The votes cast in this type of political system are often votes cast out of desperation to seek a way out. People seek a way out by embracing new political arrangements that are seldom any good.

In Brazil an obnoxious demagogue, Jair Bolsarano, was elected President with extremely damaging consequences for the country, such as the fast depletion of the Amazon rain forest.

Politics under these circumstances seems to be in a perpetual flux of sorts. It means there is so much uncertainty, and that’s not necessarily a good outcome, though in certain ways it can be seen that people at least superficially have more of a choice.

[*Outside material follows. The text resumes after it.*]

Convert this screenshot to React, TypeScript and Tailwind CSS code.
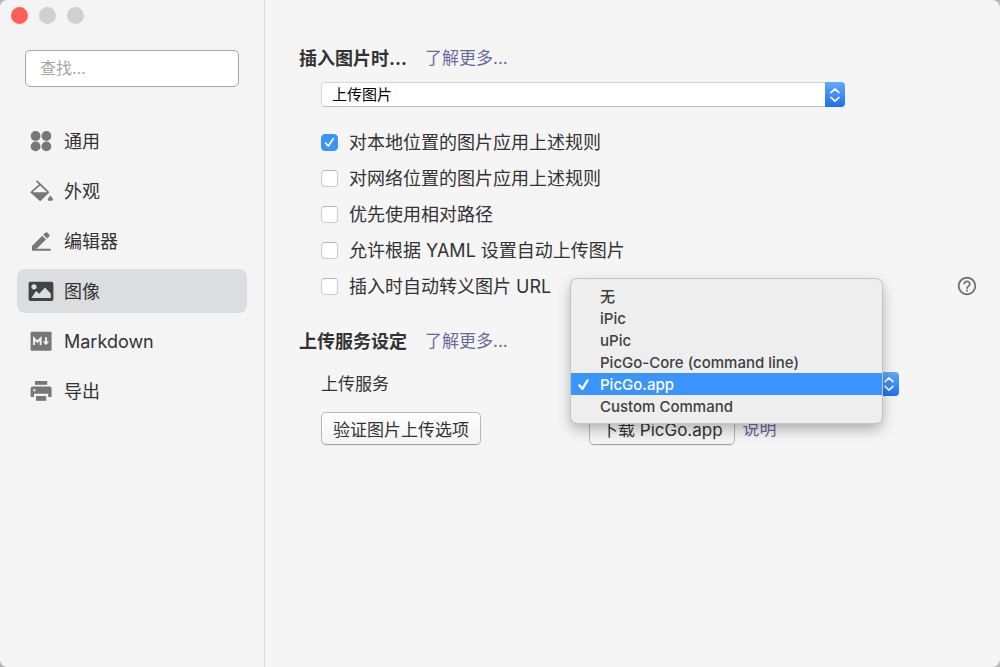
import type { ReactNode } from "react";

const navItems: { label: string; icon: ReactNode }[] = [
  {
    label: "通用",
    icon: (
      <>
        <circle cx="7.6" cy="8" r="4.9" />
        <circle cx="18.4" cy="8" r="4.9" />
        <circle cx="7.6" cy="18.4" r="4.9" />
        <circle cx="18.4" cy="18.4" r="4.9" />
      </>
    ),
  },
  {
    label: "外观",
    icon: (
      <>
        <path d="M8.6 2.8 20.2 14.2 12.2 22 3.4 14.2 12.2 6.4" fill="none" stroke="currentColor" strokeWidth="1.8" />
        <path d="M3.2 14.2H21L13.4 21.8Q12.2 22.8 11 21.8Z" />
        <path d="M22.4 17.4Q25 20.4 25 21.4 25 22.8 23.6 22.8H21.2Q19.8 22.8 19.8 21.4 19.8 20.4 22.4 17.4Z" />
      </>
    ),
  },
  {
    label: "编辑器",
    icon: (
      <>
        <path d="M4 18 14.2 7.8 18 11.6 7.8 21.4H4Z" />
        <path d="M15.2 6.8 17.4 4.6Q18.3 3.8 19.2 4.6L21.2 6.6Q22 7.5 21.2 8.4L19 10.6Z" />
        <path d="M4 20.8H22.6V22.8H4Z" />
      </>
    ),
  },
  {
    label: "图像",
    icon: (
      <path
        fillRule="evenodd"
        d="M2.5 3.8H23.5Q25.4 3.8 25.4 5.7V21Q25.4 22.9 23.5 22.9H2.5Q.6 22.9 .6 21V5.7Q.6 3.8 2.5 3.8ZM6 6.2A2.6 2.6 0 1 0 6 11.4 2.6 2.6 0 1 0 6 6.2ZM3.4 20H22.8V15.8L17 9.6 11.2 15.8 8 13Z"
      />
    ),
  },
  {
    label: "Markdown",
    icon: (
      <>
        <rect x="2.6" y="3.8" width="21" height="19" rx="1.2" />
        <path d="M6 17V10.3L9.3 13.8 12.6 10.3V17M18 9.3V14.5" fill="none" stroke="#f4f4f4" strokeWidth="1.9" />
        <path d="M14.9 13.6H21.1L18 17.2Z" fill="#f4f4f4" />
      </>
    ),
  },
  {
    label: "导出",
    icon: (
      <>
        <path d="M7 3H19.2V6.8H7Z" />
        <path
          fillRule="evenodd"
          d="M5 8.6H21.4Q23.6 8.6 23.6 10.8V19H20.2V15.8H6V19H2.6V10.8Q2.6 8.6 5 8.6ZM5.2 11.2V13.2H7.4V11.2Z"
        />
        <path d="M8 18H18.2V22.8H8Z" />
      </>
    ),
  },
];

const rules = [
  "对本地位置的图片应用上述规则",
  "对网络位置的图片应用上述规则",
  "优先使用相对路径",
  "允许根据 YAML 设置自动上传图片",
  "插入时自动转义图片 URL",
];

const services = ["无", "iPic", "uPic", "PicGo-Core (command line)", "PicGo.app", "Custom Command"];

function Stepper() {
  return (
    <span className="pointer-events-none absolute inset-y-0 right-0 flex w-5 items-center justify-center rounded-r bg-linear-to-b from-[#62a9fa] to-[#1a70f0]">
      <svg viewBox="0 0 12 18" className="h-[18px] w-3" fill="none" stroke="white" strokeWidth="1.6" strokeLinecap="round" strokeLinejoin="round">
        <path d="M2 6.6 6 2.8 10 6.6M2 11.4 6 15.2 10 11.4" />
      </svg>
    </span>
  );
}

function Sidebar() {
  return (
    <aside className="w-[265px] shrink-0 border-r border-[#dcdcdc] bg-[#f4f4f4]">
      <div className="flex gap-[11px] px-[11px] pt-[7px]">
        <button aria-label="关闭" className="size-[17px] rounded-full bg-[#ff5f57]" />
        <button aria-label="最小化" className="size-[17px] rounded-full bg-[#d0d0d0]" />
        <button aria-label="缩放" className="size-[17px] rounded-full bg-[#d0d0d0]" />
      </div>
      <div className="px-[25px] pt-[26px]">
        <input
          type="search"
          aria-label="查找"
          placeholder="查找..."
          className="block h-[37px] w-full rounded-[5px] border border-[#a8a8a8] bg-white px-3.5 pb-0.5 text-base outline-none placeholder:text-[#a6a6a6]"
        />
      </div>
      <nav className="flex flex-col gap-1.5 px-[17px] pt-8">
        {navItems.map(({ label, icon }) => {
          const active = label === "图像";
          return (
            <a
              key={label}
              href="#"
              aria-current={active ? "page" : undefined}
              className={`flex h-11 items-center gap-2.5 rounded-lg px-[11px] text-lg ${active ? "bg-[#dcdddf]" : ""}`}
            >
              <svg viewBox="0 0 26 26" fill="currentColor" className={`size-[26px] ${active ? "text-[#434343]" : "text-[#777777]"}`}>
                {icon}
              </svg>
              <span className="pt-0.5">{label}</span>
            </a>
          );
        })}
      </nav>
    </aside>
  );
}

function SectionTitle({ title }: { title: string }) {
  return (
    <div className="flex h-7 items-center gap-[18px] pt-0.5">
      <h2 className="text-lg font-bold">{title}</h2>
      <a href="#" className="text-[17px] text-[#6a699f]">了解更多...</a>
    </div>
  );
}

const buttonStyle =
  "h-[33px] rounded-[5px] border border-[#bababa] border-b-[#a0a0a0] bg-linear-to-b from-white to-[#f3f3f3] px-[11px] pt-0.5 text-[17px] leading-6 whitespace-nowrap shadow-xs";

export default function App() {
  return (
    <div className="min-h-screen bg-[#b8b8b8] font-['Inter','Noto_Sans_CJK_SC',sans-serif] text-[#333333]">
      <div className="flex min-h-screen overflow-hidden rounded-lg bg-[#f5f5f5]">
        <Sidebar />
        <main className="min-w-0 flex-1 pt-11 pr-[22px] pb-8 pl-[34px]">
          <section>
            <SectionTitle title="插入图片时..." />
            <div className="pt-2.5 pl-[22px]">
              <div className="relative h-[25px] max-w-[524px]">
                <select
                  aria-label="插入图片时"
                  className="block size-full appearance-none rounded border border-[#d6d6d6] border-b-[#bebebe] bg-white px-2.5 text-[15px] leading-5 text-black"
                >
                  <option>上传图片</option>
                </select>
                <Stepper />
              </div>
              <div className="pt-[17px]">
                {rules.map((rule, index) => (
                  <div key={rule} className="flex h-9 items-center justify-between">
                    <label className="flex items-center gap-[11px] text-lg">
                      <span className="relative flex size-[17px]">
                        <input
                          type="checkbox"
                          defaultChecked={index === 0}
                          className="peer size-full appearance-none rounded border border-[#cbcbcb] border-t-[#b4b4b4] bg-white checked:border-[#3a94fb] checked:bg-[#3a94fb]"
                        />
                        <svg viewBox="0 0 17 17" className="pointer-events-none absolute inset-0 hidden peer-checked:block" fill="none" stroke="white" strokeWidth="1.8" strokeLinecap="round" strokeLinejoin="round">
                          <path d="M4.6 9.2 7.3 12 12.3 4.8" />
                        </svg>
                      </span>
                      <span className="pt-0.5">{rule}</span>
                    </label>
                    {index === rules.length - 1 && (
                      <button aria-label="帮助">
                        <svg viewBox="0 0 24 24" className="size-[22px]" fill="#747474">
                          <path d="M11 18h2v-2h-2v2zm1-16C6.48 2 2 6.48 2 12s4.48 10 10 10 10-4.48 10-10S17.52 2 12 2zm0 18c-4.41 0-8-3.59-8-8s3.59-8 8-8 8 3.59 8 8-3.59 8-8 8zm0-14c-2.21 0-4 1.79-4 4h2c0-1.1.9-2 2-2s2 .9 2 2c0 2-3 1.75-3 5h2c0-2.25 3-2.5 3-5 0-2.21-1.79-4-4-4z" />
                        </svg>
                      </button>
                    )}
                  </div>
                ))}
              </div>
            </div>
          </section>

          <section className="pt-[23px]">
            <SectionTitle title="上传服务设定" />
            <div className="grid grid-cols-[268px_1fr] items-center gap-y-4 pt-[17px] pl-[22px]">
              <label htmlFor="service" className="text-[17px] leading-6">上传服务</label>
              <div className="relative h-6 max-w-[310px]">
                <select
                  id="service"
                  defaultValue="PicGo.app"
                  className="block size-full appearance-none rounded border border-[#d6d6d6] bg-white px-2.5 text-[15px] leading-5"
                >
                  {services.map((service) => (
                    <option key={service}>{service}</option>
                  ))}
                </select>
                <Stepper />
                <ul
                  role="listbox"
                  aria-label="上传服务"
                  className="absolute -top-[93px] -left-[18px] z-10 w-[311px] rounded-md bg-[#eeeeee] py-1.5 text-[15px] font-medium shadow-[0_0_0_1px_#c4c4c4,0_6px_14px_rgba(0,0,0,0.3)]"
                >
                  {services.map((service) => {
                    const selected = service === "PicGo.app";
                    return (
                      <li
                        key={service}
                        role="option"
                        aria-selected={selected}
                        className={`flex h-[22px] items-center gap-1.5 px-1.5 ${selected ? "bg-[#3a95fd] text-white" : "text-[#404040]"}`}
                      >
                        <svg viewBox="0 0 17 17" className="size-[17px]" fill="none" stroke={selected ? "white" : "none"} strokeWidth="2.4" strokeLinecap="round" strokeLinejoin="round">
                          <path d="M2.4 9.4 5.4 12.8 10.6 4.4" />
                        </svg>
                        <span className="pt-0.5">{service}</span>
                      </li>
                    );
                  })}
                </ul>
              </div>
              <div>
                <button className={buttonStyle}>验证图片上传选项</button>
              </div>
              <div className="flex items-center gap-2">
                <button className={buttonStyle}>下载 PicGo.app</button>
                <a href="#" className="pt-0.5 text-[17px] text-[#6a699f]">说明</a>
              </div>
            </div>
          </section>
        </main>
      </div>
    </div>
  );
}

There is a certain lack of clarity animating our domestic political circumstances in the current conjuncture too. People are less sure of who will be pitted against whom and so on, than they were in any of the previous election years. It’s the same situation in most democracies. People aren’t clear of the direction their countries would take, and this sort of confusion is not without its consequences.

Though the electorate is highly polarised, in most situations it would be unwise to assume that there will be positive changes if people always choose a party in Opposition, over the Government in power.

Though polarisations are rife and politics is divided into camps fiercely pitted against one another, it is clear that these parties are mostly clones of each other when it comes to economic policy. The left parties are moving to the centre, and there is only one choice on offer mostly, which isn’t exactly people-friendly but is loosely put, market-friendly.

What were all those polarisations for then? They were in the cause of politicians trying to divide the people and exploit their discontents with issues that are not always relevant. People are pitted ferociously against each other, but it seems somebody else always steals the biscuit.